REQUIRED TASK >> Answer with a single number: how many lines in the listing below include "components"?

DATASET SECTION >>
++++++
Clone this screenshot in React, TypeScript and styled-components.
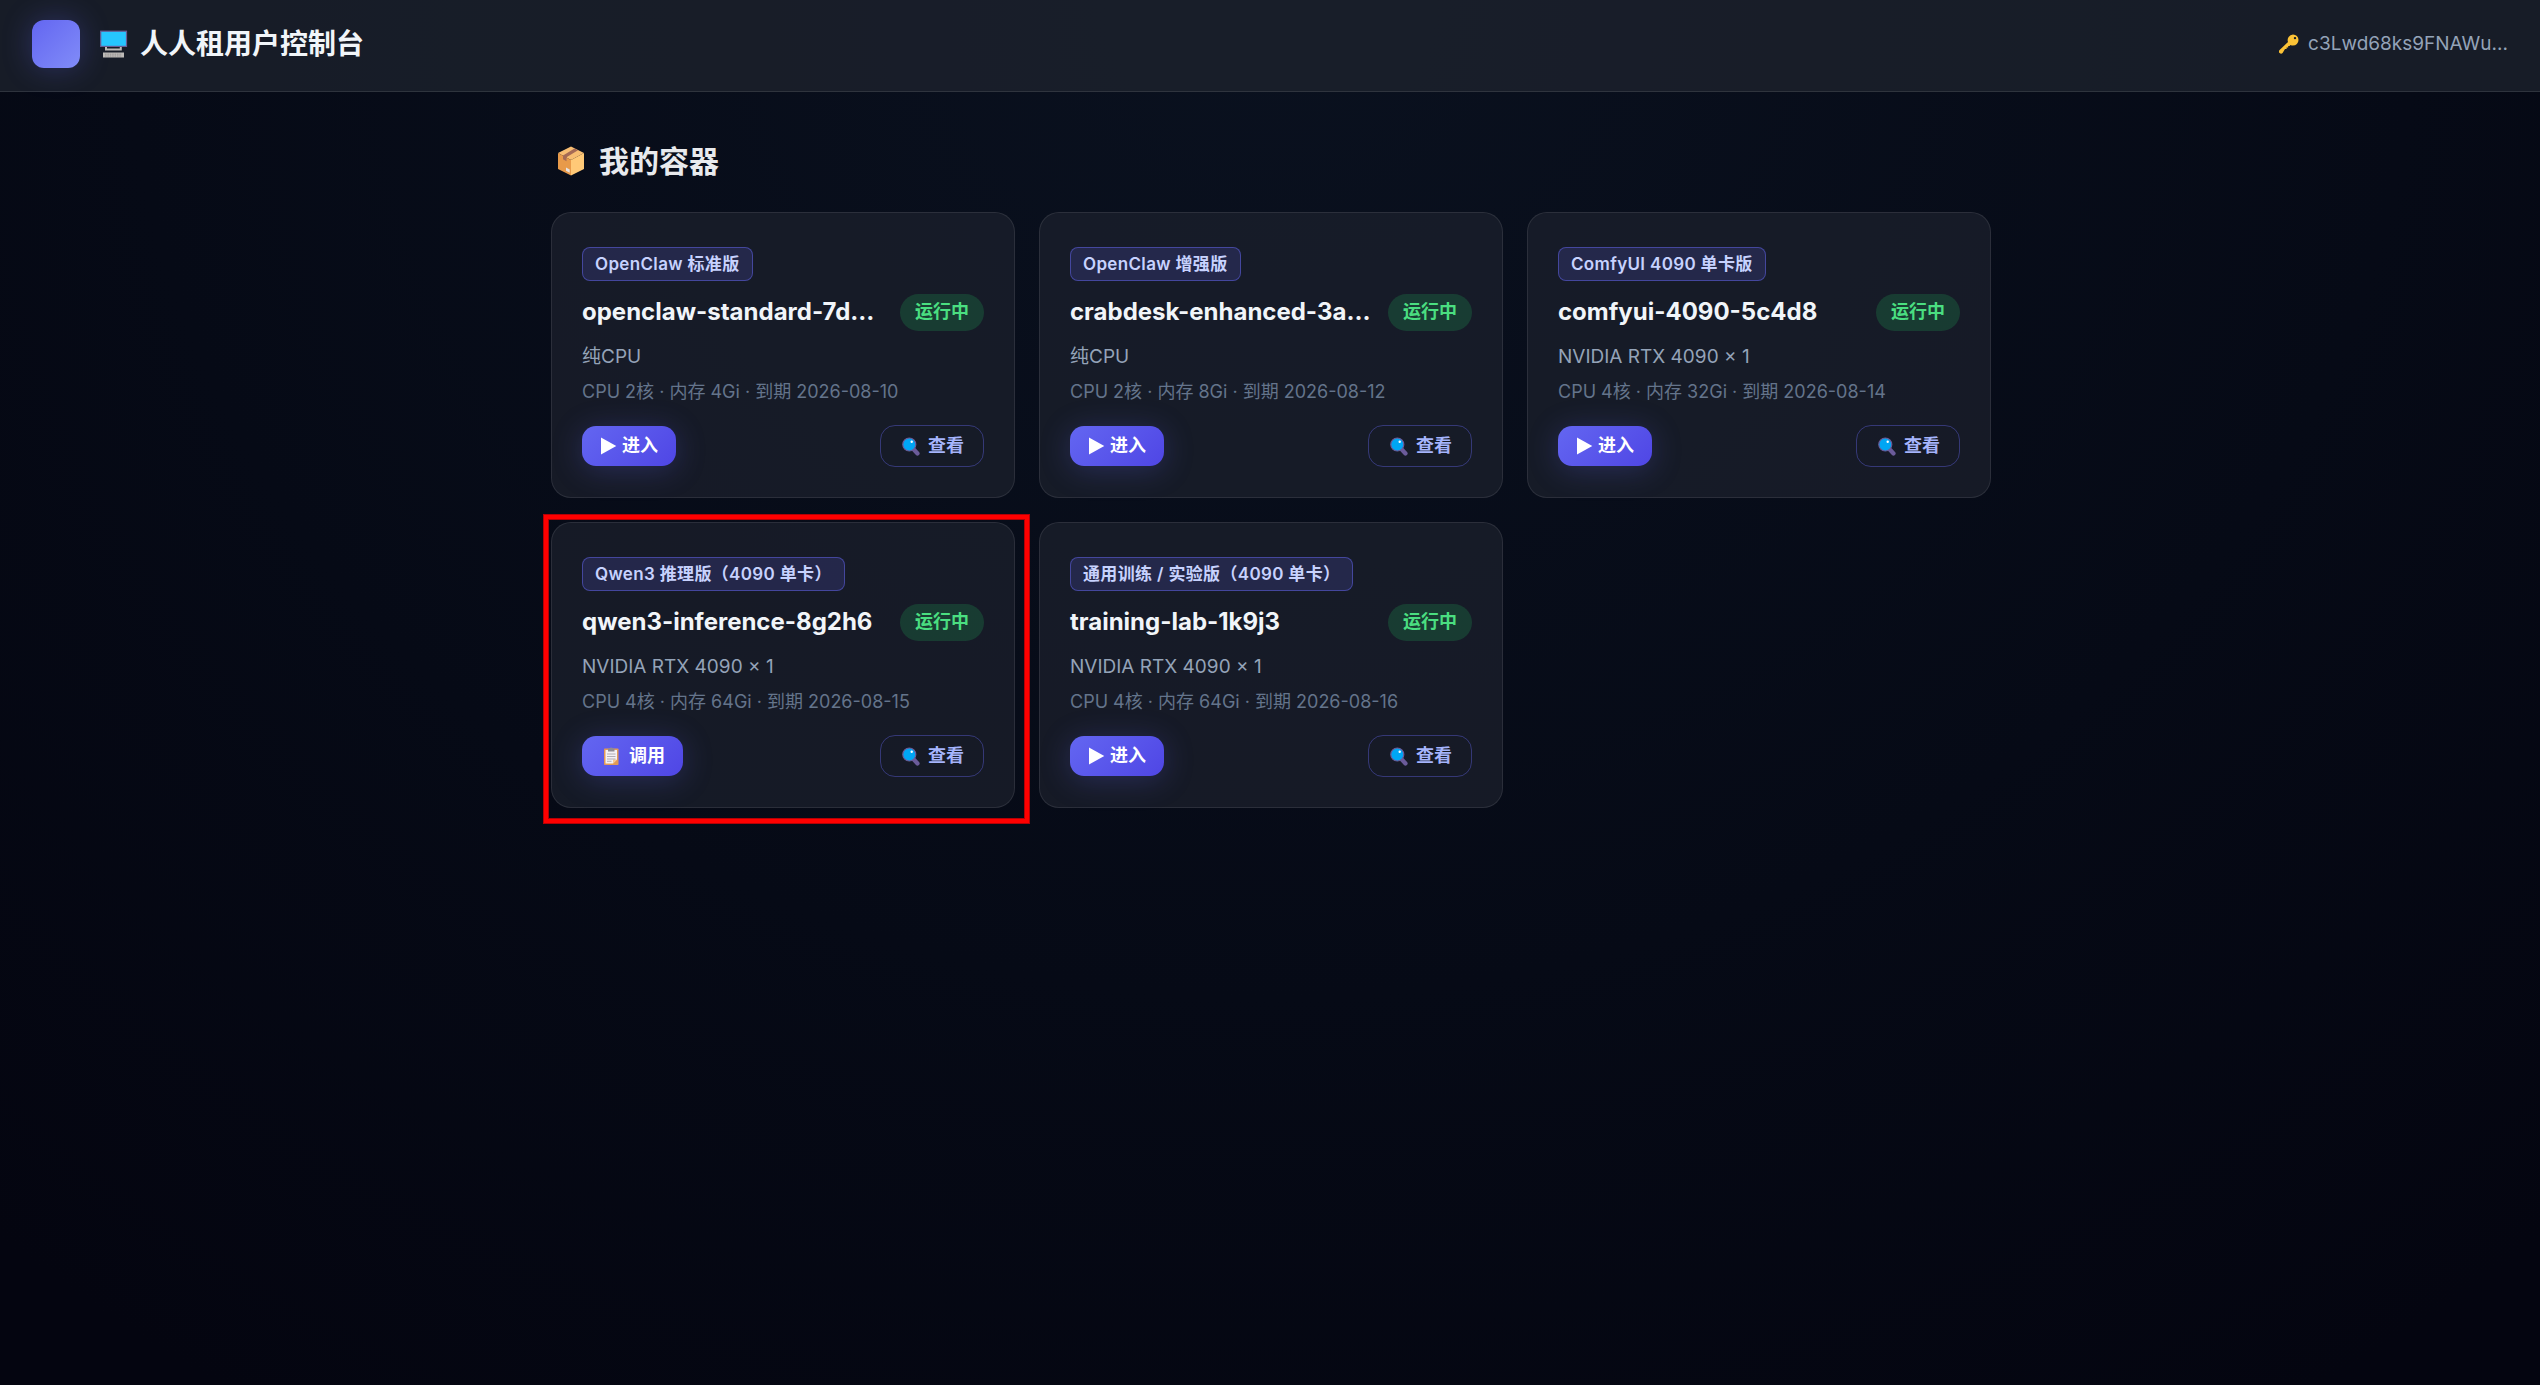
import React from "react";
import styled, { createGlobalStyle, css } from "styled-components";

const GlobalStyle = createGlobalStyle`
  *, *::before, *::after { box-sizing: border-box; }
  html { min-height: 100%; background: #04050f; }
  body {
    margin: 0;
    min-height: 100vh;
    color: #f1f5f9;
    font-family: Inter, "Noto Sans CJK SC", sans-serif;
    background: radial-gradient(ellipse 75% 120% at 50% 0%, #0a111f 0%, #060a16 60%, #040510 100%);
  }
  h1, h2, h3, p { margin: 0; }
  button { font-family: inherit; cursor: pointer; }
`;

const Header = styled.header`
  display: flex;
  align-items: center;
  justify-content: space-between;
  padding: 20px 32px 23px;
  background: rgba(30, 35, 46, 0.75);
  border-bottom: 1px solid rgba(255, 255, 255, 0.1);
`;

const Brand = styled.div`
  display: flex;
  align-items: center;
  gap: 20px;
`;

const Logo = styled.div`
  width: 48px;
  height: 48px;
  border-radius: 12px;
  background: linear-gradient(135deg, #6366f1, #818cf8);
  box-shadow: 0 0 30px rgba(99, 102, 241, 0.3);
`;

const Title = styled.h1`
  display: flex;
  align-items: center;
  gap: 12px;
  font-size: 28px;
  line-height: 40px;
  font-weight: 700;
`;

const KeyLabel = styled.div`
  display: flex;
  align-items: center;
  gap: 9px;
  font-size: 19px;
  line-height: 28px;
  color: #94a3b8;
`;

const Main = styled.main`
  max-width: 1442px;
  margin: 0 auto;
  padding: 47px 0 47px 2px;
`;

const SectionTitle = styled.h2`
  display: flex;
  align-items: center;
  gap: 15px;
  padding-left: 7px;
  margin-bottom: 29px;
  font-size: 30px;
  line-height: 44px;
  font-weight: 700;
  color: #e8eaed;
`;

const Grid = styled.div`
  display: grid;
  grid-template-columns: repeat(3, minmax(0, 1fr));
  gap: 24px;
`;

const Card = styled.article`
  position: relative;
  display: flex;
  flex-direction: column;
  align-items: flex-start;
  padding: 34px 30px 30px;
  border: 1px solid rgba(255, 255, 255, 0.09);
  border-radius: 20px;
  background: rgba(30, 34, 46, 0.68);
`;

const Highlight = styled.div`
  position: absolute;
  inset: -8px -15px -16px -8px;
  border: 4px solid #ff0000;
  box-shadow: 0 0 0 1px #b40005, inset 0 0 0 1px #b40005;
  pointer-events: none;
`;

const Tag = styled.span`
  padding: 4px 12px;
  border: 1px solid rgba(99, 102, 241, 0.5);
  border-radius: 8px;
  background: rgba(99, 102, 241, 0.18);
  color: #c7d2fe;
  font-size: 17px;
  line-height: 24px;
  font-weight: 600;
  letter-spacing: 0.02em;
`;

const NameRow = styled.div`
  display: flex;
  align-items: flex-start;
  justify-content: space-between;
  gap: 16px;
  width: 100%;
  margin-top: 13px;
`;

const Name = styled.h3`
  font-size: 24px;
  line-height: 35px;
  font-weight: 700;
  white-space: nowrap;
`;

const Status = styled.span`
  flex: none;
  padding: 0 15px 2px;
  border-radius: 20px;
  background: rgba(34, 197, 94, 0.2);
  color: #4ade80;
  font-size: 18px;
  line-height: 35px;
  font-weight: 600;
`;

const Gpu = styled.p`
  margin-top: 12px;
  font-size: 19px;
  line-height: 28px;
  color: #94a3b8;
`;

const Meta = styled.p`
  margin-top: 7px;
  font-size: 18px;
  line-height: 28px;
  color: #64748b;
`;

const Actions = styled.div`
  display: flex;
  align-items: center;
  justify-content: space-between;
  width: 100%;
  margin-top: 19px;
`;

const Button = styled.button<{ $primary?: boolean; $wide?: boolean }>`
  display: flex;
  align-items: center;
  font-size: 18px;
  line-height: 26px;
  font-weight: 700;
  ${(p) =>
    p.$primary
      ? css`
          gap: ${p.$wide ? 10 : 5}px;
          height: 40px;
          padding: 0 18px 0 ${p.$wide ? 22 : 18}px;
          border: 0;
          border-radius: 14px;
          color: #ffffff;
          background: linear-gradient(135deg, #6366f1, #4f46e5);
          box-shadow: 0 4px 30px rgba(99, 102, 241, 0.25);
        `
      : css`
          gap: 8px;
          height: 42px;
          padding: 0 19px 0 21px;
          border: 1px solid rgba(99, 102, 241, 0.4);
          border-radius: 15px;
          color: #a5b4fc;
          background: transparent;
        `}
`;

const ComputerIcon = () => (
  <svg width="28" height="28" viewBox="0 0 28 28" aria-hidden="true">
    <rect x="0.7" y="1.2" width="25.8" height="15.2" fill="#26c6ff" stroke="#6a5c95" strokeWidth="1.2" />
    <path d="M6 17v2.6h14.8V17" fill="none" stroke="#bdbab7" strokeWidth="2" />
    <rect x="3" y="22.5" width="21" height="5" fill="#bdbab7" />
    <path d="M5 24.2h17M5 26h17" stroke="#94908e" strokeWidth="0.9" strokeDasharray="1.5 0.9" />
  </svg>
);

const KeyIcon = () => (
  <svg width="20" height="20" viewBox="0 0 20 20" aria-hidden="true">
    <path
      fillRule="evenodd"
      d="M14 0.5a5.5 5.5 0 0 1 0 11c-.9 0-1.700-.2-2.500-.6l-1 1H9.200v1.500H7.600V15H6l-2.400 4a2.100 2.100 0 0 1-3-3l8.400-8A5.600 5.600 0 0 1 14 .5zm2 2.400a1.200 1.200 0 1 0 0 2.400 1.200 1.200 0 0 0 0-2.400z"
      fill="#fbc236"
    />
  </svg>
);

const BoxIcon = () => (
  <svg width="26" height="30" viewBox="0 0 26 30" aria-hidden="true">
    <path d="M13 0.500 26 7 13 14 0 7z" fill="#f7bd72" />
    <path d="M0 7l13 7v15.500L0 23z" fill="#e89a4a" />
    <path d="M26 7l-13 7v15.500L26 23z" fill="#ffc977" />
    <path d="M16.500 2.500 20 4.200 8.500 11.300v4L5 13.300V9.500z" fill="#a56a55" />
    <path d="M8 21.500l3.700 2v3.200l-3.700-2z" fill="#e8e3e0" />
  </svg>
);

const SearchIcon = () => (
  <svg width="18" height="19" viewBox="0 0 18 19" aria-hidden="true">
    <path d="M11.800 12.500l3.700 4" stroke="#6b5b9a" strokeWidth="4.200" strokeLinecap="round" />
    <circle cx="7.300" cy="7.500" r="6.500" fill="#00a6f4" stroke="#6b5b9a" strokeWidth="1.200" />
    <circle cx="9.700" cy="4.700" r="1.200" fill="#ffffff" />
  </svg>
);

const ClipboardIcon = () => (
  <svg width="15" height="19" viewBox="0 0 15 19" aria-hidden="true">
    <rect x="0" y="1.500" width="14.500" height="16.500" rx="0.800" fill="#e39a56" />
    <path d="M1.500 3h11.500v9.500L9 16.500H1.500z" fill="#f4f1f5" />
    <path d="M9 16.500v-4h4z" fill="#fbc78d" />
    <path d="M4 1.500h1.700a1.600 1.600 0 0 1 3 0h1.800V4.500H4z" fill="#8f8c94" />
    <path d="M3 7h8.500M3 9.500h8.500M3 12h8.500M3 14.300h4.500" stroke="#a9a6b0" strokeWidth="0.900" />
  </svg>
);

const PlayIcon = () => (
  <svg width="17" height="18" viewBox="0 0 17 18" aria-hidden="true">
    <path d="M1 0.500 16.300 9 1 17.500z" fill="#ffffff" />
  </svg>
);

interface Container {
  tag: string;
  name: string;
  gpu: string;
  meta: string;
  invoke?: boolean;
}

const containers: Container[] = [
  { tag: "OpenClaw 标准版", name: "openclaw-standard-7d…", gpu: "纯CPU", meta: "CPU 2核 · 内存 4Gi · 到期 2026-08-10" },
  { tag: "OpenClaw 增强版", name: "crabdesk-enhanced-3a…", gpu: "纯CPU", meta: "CPU 2核 · 内存 8Gi · 到期 2026-08-12" },
  { tag: "ComfyUI 4090 单卡版", name: "comfyui-4090-5c4d8", gpu: "NVIDIA RTX 4090 × 1", meta: "CPU 4核 · 内存 32Gi · 到期 2026-08-14" },
  { tag: "Qwen3 推理版（4090 单卡）", name: "qwen3-inference-8g2h6", gpu: "NVIDIA RTX 4090 × 1", meta: "CPU 4核 · 内存 64Gi · 到期 2026-08-15", invoke: true },
  { tag: "通用训练 / 实验版（4090 单卡）", name: "training-lab-1k9j3", gpu: "NVIDIA RTX 4090 × 1", meta: "CPU 4核 · 内存 64Gi · 到期 2026-08-16" },
];

const ContainerCard = ({ item }: { item: Container }) => (
  <Card>
    <Tag>{item.tag}</Tag>
    <NameRow>
      <Name>{item.name}</Name>
      <Status>运行中</Status>
    </NameRow>
    <Gpu>{item.gpu}</Gpu>
    <Meta>{item.meta}</Meta>
    <Actions>
      <Button type="button" $primary $wide={item.invoke}>
        {item.invoke ? <ClipboardIcon /> : <PlayIcon />}
        {item.invoke ? "调用" : "进入"}
      </Button>
      <Button type="button">
        <SearchIcon />
        查看
      </Button>
    </Actions>
    {item.invoke && <Highlight />}
  </Card>
);

export default function App() {
  return (
    <>
      <GlobalStyle />
      <Header>
        <Brand>
          <Logo />
          <Title>
            <ComputerIcon />
            人人租用户控制台
          </Title>
        </Brand>
        <KeyLabel>
          <KeyIcon />
          c3Lwd68ks9FNAWu...
        </KeyLabel>
      </Header>
      <Main>
        <SectionTitle>
          <BoxIcon />
          我的容器
        </SectionTitle>
        <Grid>
          {containers.map((item) => (
            <ContainerCard key={item.name} item={item} />
          ))}
        </Grid>
      </Main>
    </>
  );
}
++++++
RESULT OF THIS EXERCISE >> 2